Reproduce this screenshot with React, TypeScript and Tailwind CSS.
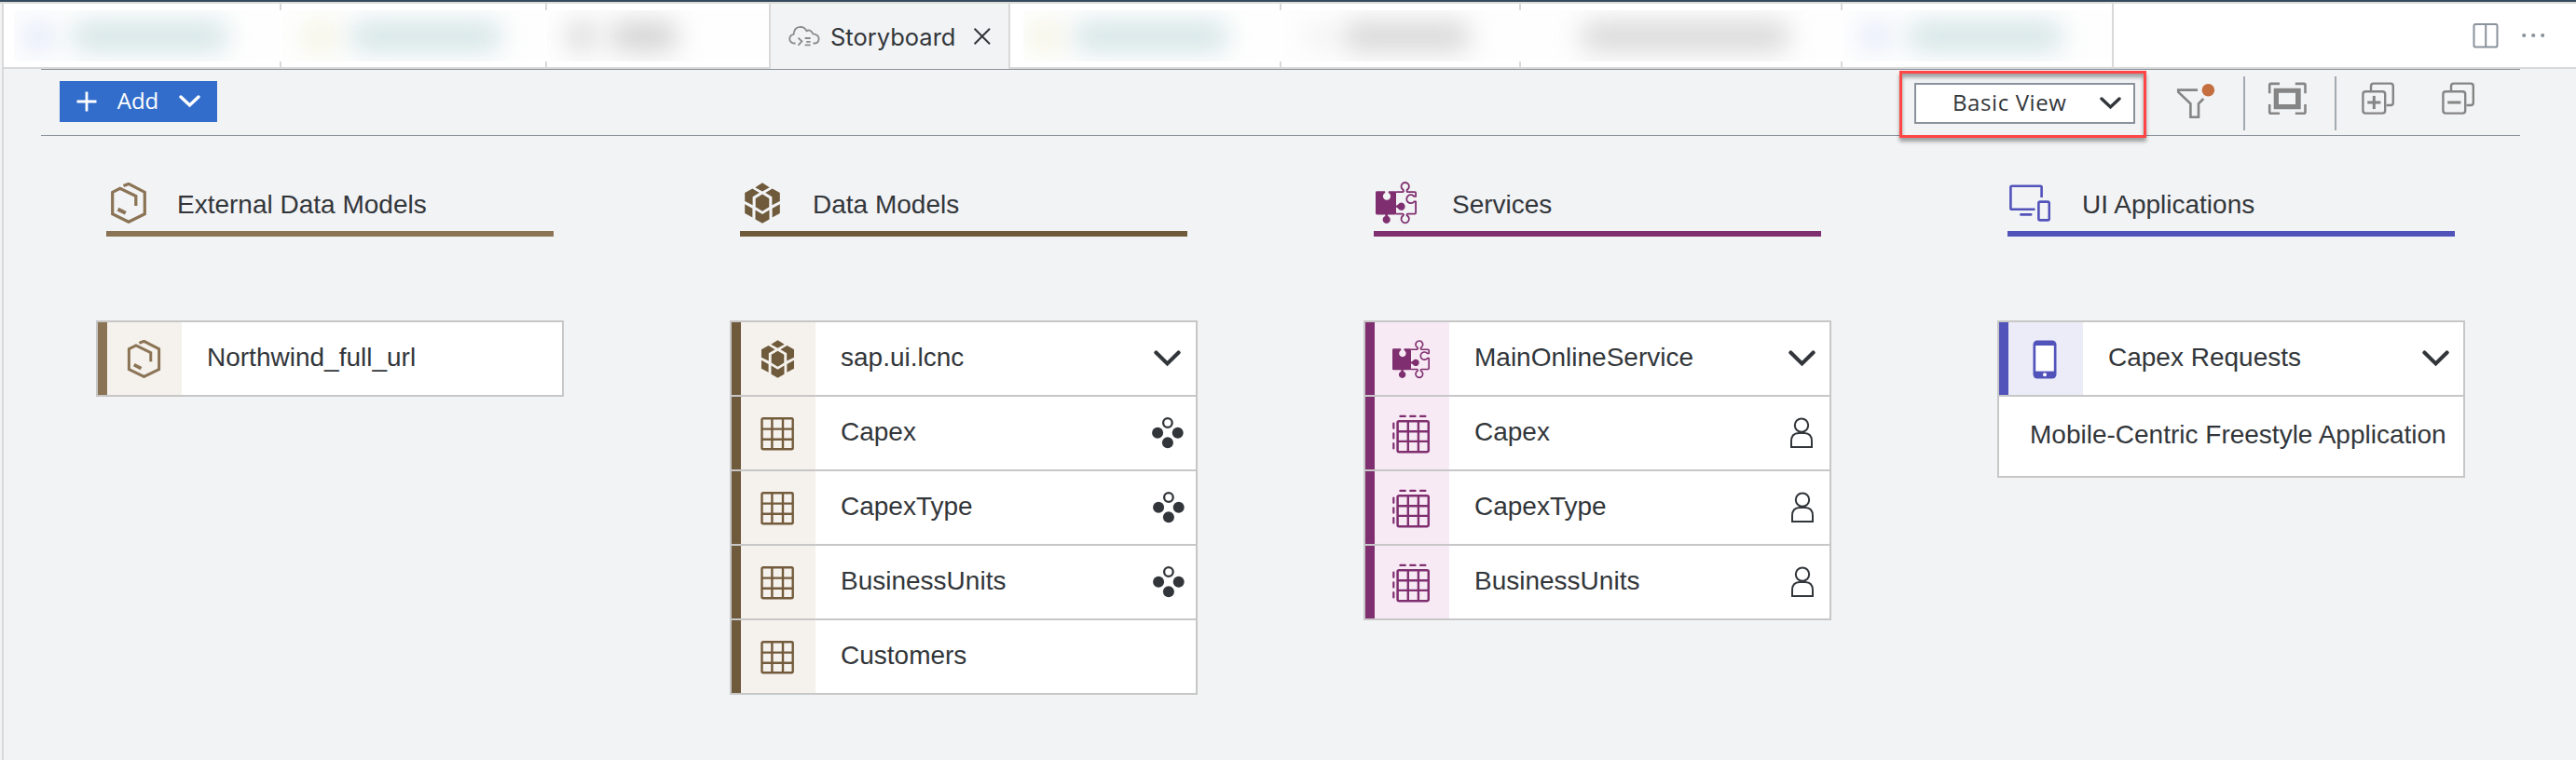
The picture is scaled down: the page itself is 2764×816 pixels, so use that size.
import type { ReactNode } from "react";

type IconProps = { size?: number };

function ExternalIcon({ size = 44 }: IconProps) {
  return (
    <svg width={size} height={size} viewBox="0 0 44 44" fill="none" stroke="#8b7355" strokeWidth="3.2">
      <path d="M16.5 3.6 L22 1.4 L39.3 10.4 V33.8 L22 42.3 L4.7 33.8 V10.4 L12.8 6.4 L29.8 14.6 V25" />
      <path d="M10.5 28.6 L18.8 32.8" strokeWidth="4" />
    </svg>
  );
}

function DataModelIcon({ size = 44 }: IconProps) {
  return (
    <svg width={size} height={size} viewBox="0 0 44 44" fill="#6f5a3c">
      <path d="M22 0.3 L29.7 5.2 L22 9.4 L14.3 5.2 Z" />
      <path d="M11.3 6.4 L18.8 11 L11.6 15.2 V24.2 L3.2 20 V11 Z" />
      <path d="M32.7 6.4 L25.2 11 L32.4 15.2 V24.2 L40.8 20 V11 Z" />
      <path d="M22 12.6 L29.3 17 V26.3 L22 30.8 L14.7 26.3 V17 Z" />
      <path d="M3.2 23.3 L11.4 27.8 V37.4 L3.2 33 Z" />
      <path d="M40.8 23.3 L32.6 27.8 V37.4 L40.8 33 Z" />
      <path d="M14.5 29.6 L22 34 L29.5 29.6 V39.4 L22 43.8 L14.5 39.4 Z" />
    </svg>
  );
}

function PuzzleIcon({ size = 44 }: IconProps) {
  return (
    <svg className="overflow-visible" width={size} height={size} viewBox="0 0 44 44" fill="none">
      <path
        fill="#7f2f6f"
        d="M1.4 9.2 H10 L10.4 11 A4.1 4.1 0 1 0 13.6 11 L14 9.2 H20.6 Q22 9.2 22 10.6 V24.8 L23.9 23.8 A4.1 4.1 0 1 1 23.9 27.6 L22 26.6 V33 Q22 34.4 20.6 34.4 H12.9 L13.2 36 A4.1 4.1 0 1 1 10.2 36 L10.5 34.4 H1.4 Q0 34.4 0 33 V10.6 Q0 9.2 1.4 9.2 Z"
      />
      <path
        stroke="#7f2f6f"
        strokeWidth="1.8"
        strokeLinejoin="round"
        d="M21.6 10.2 H29 Q30.4 9.6 29.7 7.9 A4.2 4.2 0 1 1 33.7 7.9 Q33 9.6 34.4 10.2 H42 Q43.1 10.2 43.1 11.3 V14.9 H41.3 A4.5 4.5 0 1 0 41.3 20.5 H43.1 V32.5 Q43.1 33.6 42 33.6 H34.4 Q33 34 33.7 35.4 A4.2 4.2 0 1 1 29.7 35.4 Q30.4 34 29 33.6 H21.6"
      />
    </svg>
  );
}

function DevicesIcon() {
  return (
    <svg width="46" height="44" viewBox="0 0 46 44" fill="none" stroke="#5253ba" strokeWidth="2.6" strokeLinecap="butt">
      <path d="M36.6 16 V5 Q36.6 3.8 35.2 3.8 H4.8 Q3.4 3.8 3.4 5 V27.4 Q3.4 28.8 4.8 28.8 H29.5" />
      <path d="M14.4 34.4 H25.2" strokeLinecap="round" />
      <rect x="33.4" y="20.6" width="11.4" height="19.8" rx="1.6" />
    </svg>
  );
}

function PhoneIcon() {
  return (
    <svg width="26" height="42" viewBox="0 0 26 42">
      <rect x="0.5" y="0.5" width="25" height="41" rx="4.5" fill="#5253ba" />
      <rect x="3.2" y="6" width="19.6" height="27.6" fill="#fff" />
      <circle cx="13" cy="37.2" r="2" fill="#fff" />
    </svg>
  );
}

function TableIcon() {
  return (
    <svg width="36" height="36" viewBox="0 0 36 36" fill="none" stroke="#735b3c" strokeWidth="2.4">
      <rect x="1.5" y="1.2" width="33.2" height="33" rx="1.4" />
      <path d="M12.4 1 V34 M24 1 V34 M1.5 12.6 H35 M1.5 23.8 H35" />
    </svg>
  );
}

function ProjectionIcon() {
  return (
    <svg width="40" height="42" viewBox="0 0 40 42" fill="none" stroke="#7f2f6f" strokeWidth="2.2">
      <rect x="5.6" y="7.2" width="33.2" height="33" rx="1.6" strokeWidth="2.5" />
      <path d="M16.8 7 V40 M27.9 7 V40 M5.6 18.3 H39 M5.6 28.9 H39" strokeWidth="2.4" />
      <path
        d="M8.4 1.9 H13.8 M19.2 1.9 H24.6 M30 1.9 H35.4 M1.3 9.6 V14.8 M1.3 20.4 V25.6 M1.3 31.2 V36.4"
        strokeLinecap="round"
      />
    </svg>
  );
}

function ChevronDown() {
  return (
    <svg width="29" height="18" viewBox="0 0 29 18" fill="none" stroke="#32363a" strokeWidth="4.2">
      <path d="M2.4 2.6 L14.5 14.4 L26.6 2.6" strokeLinecap="round" />
    </svg>
  );
}

function SmallChevron({ color }: { color: string }) {
  return (
    <svg width="23" height="14" viewBox="0 0 23 14" fill="none" stroke={color} strokeWidth="3.4">
      <path d="M2 2 L11.5 11 L21 2" strokeLinecap="round" />
    </svg>
  );
}

function ClusterIcon() {
  return (
    <svg width="34" height="34" viewBox="0 0 34 34" fill="#32363a">
      <circle cx="6.1" cy="16.7" r="6" />
      <circle cx="27.7" cy="16.7" r="6" />
      <circle cx="16.9" cy="27.3" r="6" />
      <circle cx="16.9" cy="6" r="4.8" fill="none" stroke="#32363a" strokeWidth="2.3" />
    </svg>
  );
}

function PersonIcon() {
  return (
    <svg width="26" height="34" viewBox="0 0 26 34" fill="none" stroke="#32363a" strokeWidth="2">
      <circle cx="13" cy="8.6" r="7.2" />
      <path d="M2 32 V26 Q2 17 10 17 H16 Q24 17 24 26 V32 Z" />
    </svg>
  );
}

function StackIcon({ plus }: { plus?: boolean }) {
  return (
    <svg width="36" height="36" viewBox="0 0 36 36" fill="none" stroke="#858585" strokeWidth="2.4">
      <path d="M10 9 V4.4 Q10 1.6 12.8 1.6 H31 Q33.8 1.6 33.8 4.4 V22.2 Q33.8 25 31 25 H26.5" />
      <rect x="1.4" y="10.2" width="23.8" height="23.4" rx="2.8" />
      <path d="M6.2 22 H20.4" strokeWidth="3" />
      {plus && <path d="M13.3 14.9 V29.1" strokeWidth="3" />}
    </svg>
  );
}

function Blob({ className }: { className: string }) {
  return <div className={`h-[32px] shrink-0 rounded-[12px] opacity-75 blur-[14px] ${className}`} />;
}

function Tab({
  width,
  children,
  solid,
  inset,
}: {
  width: string;
  children: ReactNode;
  solid?: boolean;
  inset?: string;
}) {
  return (
    <div className={`flex h-[70px] shrink-0 border-b-2 border-[#d9d9d9] bg-white ${width}`}>
      <div className={`flex flex-1 py-[7px] ${inset ?? ""}`}>
        <div className="flex h-[55px] w-full items-center overflow-hidden bg-[#fefefe]">{children}</div>
      </div>
      <div className="flex w-[2px] flex-col justify-between">
        <div className={solid ? "h-full bg-[#d9d9d9]" : "h-[7px] bg-[#d9d9d9]"} />
        <div className={solid ? "hidden" : "h-[6px] bg-[#d9d9d9]"} />
      </div>
    </div>
  );
}

function TabStrip() {
  return (
    <div className="flex h-[70px] bg-white">
      <Tab width="w-[298px]" inset="pl-[11px]">
        <Blob className="ml-[8px] w-[36px] bg-[#d9e3f6]" />
        <Blob className="ml-[18px] w-[168px] bg-[#c6dcde]" />
      </Tab>
      <Tab width="w-[285px]">
        <Blob className="ml-[22px] w-[38px] bg-[#f1f0d8]" />
        <Blob className="ml-[14px] w-[162px] bg-[#c6dcde]" />
      </Tab>
      <Tab width="w-[240px]" solid>
        <Blob className="ml-[20px] w-[34px] bg-[#cfcfcf]" />
        <Blob className="ml-[14px] w-[72px] bg-[#c4c4c4]" />
      </Tab>
      <div className="flex h-[70px] w-[257px] shrink-0 items-center border-r-2 border-[#d9d9d9] bg-[#f2f3f5]">
        <svg className="ml-[19px]" width="34" height="24" viewBox="0 0 34 24" fill="none" stroke="#8a8a8a" strokeWidth="1.8">
          <path d="M7.5 19.5 H5.8 Q1.4 18.8 1.2 14.5 Q1.5 10.6 5.6 9.8 Q6.2 2 12.6 1.8 Q17.6 1.8 19.4 6.2 Q23.6 3.8 26.4 9.4 Q32.6 10.2 32.6 14.8 Q32.2 19.2 28.4 19.5 H26.5" />
          <path d="M10.4 13.6 L14.4 17.4 L10.4 21.6 M17.6 14 H23.6 M19.2 17.8 H23.6 M17.6 21.4 H23.6" />
        </svg>
        <span className="ml-[11px] w-[141px] pt-[1px] font-['Inter'] text-[25.5px] leading-[30px] text-[#32363a]">
          Storyboard
        </span>
        <svg className="ml-[12px]" width="20" height="20" viewBox="0 0 20 20" fill="none" stroke="#32363a" strokeWidth="2">
          <path d="M1.6 1.8 L18 18.2 M18 1.8 L1.6 18.2" />
        </svg>
      </div>
      <Tab width="w-[291px]" inset="pl-[14px]">
        <Blob className="ml-[6px] w-[36px] bg-[#f1f0d8]" />
        <Blob className="ml-[12px] w-[166px] bg-[#c6dcde]" />
      </Tab>
      <Tab width="w-[257px]">
        <Blob className="ml-[24px] w-[32px] bg-[#f0f0f0]" />
        <Blob className="ml-[10px] w-[136px] bg-[#cacaca]" />
      </Tab>
      <Tab width="w-[345px]">
        <Blob className="ml-[64px] w-[224px] bg-[#cccccc]" />
      </Tab>
      <Tab width="w-[291px]" solid>
        <Blob className="ml-[18px] w-[34px] bg-[#d9e3f6]" />
        <Blob className="ml-[18px] w-[166px] bg-[#c6dcde]" />
      </Tab>
      <div className="flex h-[70px] flex-1 items-center justify-end border-b-2 border-[#d9d9d9] pr-[34px]">
        <svg width="28" height="28" viewBox="0 0 28 28" fill="none" stroke="#8a929b" strokeWidth="2">
          <rect x="1.5" y="2" width="25" height="24.5" rx="1.8" />
          <path d="M14.2 2 V26.5" />
        </svg>
        <svg className="ml-[25px]" width="24" height="6" viewBox="0 0 24 6" fill="#8a929b">
          <circle cx="2.2" cy="3" r="2.1" />
          <circle cx="12.2" cy="3" r="2.1" />
          <circle cx="22.2" cy="3" r="2.1" />
        </svg>
      </div>
    </div>
  );
}

function Toolbar() {
  return (
    <div className="ml-[40px] flex h-[72px] w-[2660px] border-y border-[#8a919b]">
      <button className="mt-[12px] ml-[20px] flex h-[44px] w-[169px] shrink-0 items-center bg-[#326dcb] text-white">
        <svg className="ml-[18px]" width="22" height="22" viewBox="0 0 22 22" stroke="#fff" strokeWidth="2.8">
          <path d="M11 0.5 V21.5 M0.5 11 H21.5" />
        </svg>
        <span className="ml-[21px] w-[46px] pb-[3px] font-['Open_Sans'] text-[24px] leading-[32px]">Add</span>
        <span className="ml-[21px]">
          <SmallChevron color="#fff" />
        </span>
      </button>
      <div className="mt-px ml-[1805px] h-[72px] w-[265px] shrink-0 border-[3px] border-[#ff4545] pt-[10px] pl-[13px] shadow-[0_4px_4px_rgba(0,0,0,0.35),inset_0_4px_4px_rgba(0,0,0,0.35)]">
        <div className="flex h-[44px] w-[237px] items-center border-2 border-[#89919a] bg-white text-[#32363a]">
          <span className="ml-[39px] w-[129px] pb-[3px] font-['Open_Sans'] text-[24px] leading-[32px] tracking-[0.6px] whitespace-nowrap">
            Basic View
          </span>
          <span className="ml-[29px]">
            <SmallChevron color="#32363a" />
          </span>
        </div>
      </div>
      <svg className="mt-[13px] ml-[31px] shrink-0" width="44" height="42" viewBox="0 0 44 42" fill="none" stroke="#858585" strokeWidth="2.6">
        <path d="M24 8.6 H3.2 V10.6 L16.4 23.4 V37.8 H25 V23.4 L30.3 18" />
        <circle cx="35.4" cy="8.8" r="6.8" fill="#c56e40" stroke="none" />
      </svg>
      <div className="mt-[7px] ml-[29px] h-[58px] w-[2px] shrink-0 bg-[#a3a9b1]" />
      <svg className="mt-[13px] ml-[24px] shrink-0" width="42" height="36" viewBox="0 0 42 36" fill="none" stroke="#858585" strokeWidth="2.6">
        <path d="M2.2 12.2 V3.4 Q2.2 1.9 3.7 1.9 H13 M29.8 1.9 H39 Q40.5 1.9 40.5 3.4 V12.2 M40.5 24 V32.3 Q40.5 33.8 39 33.8 H29.8 M13 33.8 H3.7 Q2.2 33.8 2.2 32.3 V24" />
        <path fill="#858585" stroke="none" fillRule="evenodd" d="M6.7 6.7 H35.7 V29.3 H6.7 Z M12 11.7 V24 H30 V11.7 Z" />
      </svg>
      <div className="mt-[7px] ml-[30px] h-[58px] w-[2px] shrink-0 bg-[#a3a9b1]" />
      <div className="mt-[13px] ml-[27px] shrink-0">
        <StackIcon plus />
      </div>
      <div className="mt-[13px] ml-[50px] shrink-0">
        <StackIcon />
      </div>
    </div>
  );
}

function Heading({
  icon,
  iconBox,
  title,
  line,
}: {
  icon: ReactNode;
  iconBox: string;
  title: string;
  line: string;
}) {
  return (
    <div className={`ml-[11px] flex h-[108px] w-[480px] items-start border-b-[6px] pt-[50px] ${line}`}>
      <div className={`shrink-0 ${iconBox}`}>{icon}</div>
      <h2 className="pt-[2px] text-[28px] leading-[44px] whitespace-nowrap">{title}</h2>
    </div>
  );
}

function Row({
  bar,
  tint,
  icon,
  label,
  action,
  actionPad = "pr-[21px]",
}: {
  bar: string;
  tint: string;
  icon: ReactNode;
  label: string;
  action?: ReactNode;
  actionPad?: string;
}) {
  return (
    <div className="flex h-[80px] items-stretch border-b-2 border-[#c7c7c7]">
      <div className={`w-[10px] shrink-0 ${bar}`} />
      <div className={`flex w-[80px] shrink-0 items-center justify-center pt-px pr-[2px] ${tint}`}>{icon}</div>
      <span className="ml-[27px] flex-1 text-[28px] leading-[75px] whitespace-nowrap">{label}</span>
      <div className={`flex items-center ${actionPad}`}>{action}</div>
    </div>
  );
}

const card = "mt-[90px] w-[502px] border-2 border-b-0 border-[#c7c7c7] bg-white";

export default function App() {
  const brown = { bar: "bg-[#6f5a3c]", tint: "bg-[#f5f1ec]" };
  const plum = { bar: "bg-[#7f2f6f]", tint: "bg-[#f7eaf5]" };
  return (
    <div className="flex h-[816px] w-[2764px] flex-col overflow-hidden bg-[#f2f3f5] font-['Liberation_Sans',sans-serif] text-[#32363a]">
      <div className="h-[4px] shrink-0 border-b-2 border-[#dcdcd8] bg-[#354a5f]" />
      <div className="ml-[2px] flex-1 border-l-2 border-[#d9d9d9]">
        <TabStrip />
        <Toolbar />
        <main className="ml-[99px] flex gap-[178px]">
          <section className="w-[502px]">
            <Heading icon={<ExternalIcon />} iconBox="ml-[2px] w-[74px]" title="External Data Models" line="border-[#8b7355]" />
            <div className={card}>
              <Row bar="bg-[#8b7355]" tint="bg-[#f5f1ec]" icon={<ExternalIcon size={41} />} label="Northwind_full_url" />
            </div>
          </section>
          <section className="w-[502px]">
            <Heading icon={<DataModelIcon />} iconBox="ml-[2px] w-[76px]" title="Data Models" line="border-[#6f5a3c]" />
            <div className={card}>
              <Row {...brown} icon={<DataModelIcon size={41} />} label="sap.ui.lcnc" action={<ChevronDown />} actionPad="pr-[16px]" />
              <Row {...brown} icon={<TableIcon />} label="Capex" action={<ClusterIcon />} actionPad="pr-[13px]" />
              <Row {...brown} icon={<TableIcon />} label="CapexType" action={<ClusterIcon />} actionPad="pr-[12px]" />
              <Row {...brown} icon={<TableIcon />} label="BusinessUnits" action={<ClusterIcon />} actionPad="pr-[12px]" />
              <Row {...brown} icon={<TableIcon />} label="Customers" />
            </div>
          </section>
          <section className="w-[502px]">
            <Heading icon={<PuzzleIcon />} iconBox="ml-[2px] w-[82px]" title="Services" line="border-[#7f2f6f]" />
            <div className={card}>
              <Row {...plum} icon={<PuzzleIcon size={40} />} label="MainOnlineService" action={<ChevronDown />} actionPad="pr-[15px]" />
              <Row {...plum} icon={<ProjectionIcon />} label="Capex" action={<PersonIcon />} actionPad="pr-[17px]" />
              <Row {...plum} icon={<ProjectionIcon />} label="CapexType" action={<PersonIcon />} actionPad="pr-[16px]" />
              <Row {...plum} icon={<ProjectionIcon />} label="BusinessUnits" action={<PersonIcon />} actionPad="pr-[16px]" />
            </div>
          </section>
          <section className="w-[502px]">
            <Heading icon={<DevicesIcon />} iconBox="ml-0 w-[80px]" title="UI Applications" line="border-[#5253ba]" />
            <div className={card}>
              <Row bar="bg-[#5253ba]" tint="bg-[#ebecf7]" icon={<PhoneIcon />} label="Capex Requests" action={<ChevronDown />} actionPad="pr-[15px]" />
              <div className="h-[87px] border-b-2 border-[#c7c7c7] pl-[33px] text-[28px] leading-[81px] whitespace-nowrap">
                Mobile-Centric Freestyle Application
              </div>
            </div>
          </section>
        </main>
      </div>
    </div>
  );
}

------------------------------------

→ **Your objective**:
Copy all lines from the material that include "size".

→ **Task result**:
The picture is scaled down: the page itself is 2764×816 pixels, so use that size.
type IconProps = { size?: number };
function ExternalIcon({ size = 44 }: IconProps) {
    <svg width={size} height={size} viewBox="0 0 44 44" fill="none" stroke="#8b7355" strokeWidth="3.2">
function DataModelIcon({ size = 44 }: IconProps) {
    <svg width={size} height={size} viewBox="0 0 44 44" fill="#6f5a3c">
function PuzzleIcon({ size = 44 }: IconProps) {
    <svg className="overflow-visible" width={size} height={size} viewBox="0 0 44 44" fill="none">
              <Row bar="bg-[#8b7355]" tint="bg-[#f5f1ec]" icon={<ExternalIcon size={41} />} label="Northwind_full_url" />
              <Row {...brown} icon={<DataModelIcon size={41} />} label="sap.ui.lcnc" action={<ChevronDown />} actionPad="pr-[16px]" />
              <Row {...plum} icon={<PuzzleIcon size={40} />} label="MainOnlineService" action={<ChevronDown />} actionPad="pr-[15px]" />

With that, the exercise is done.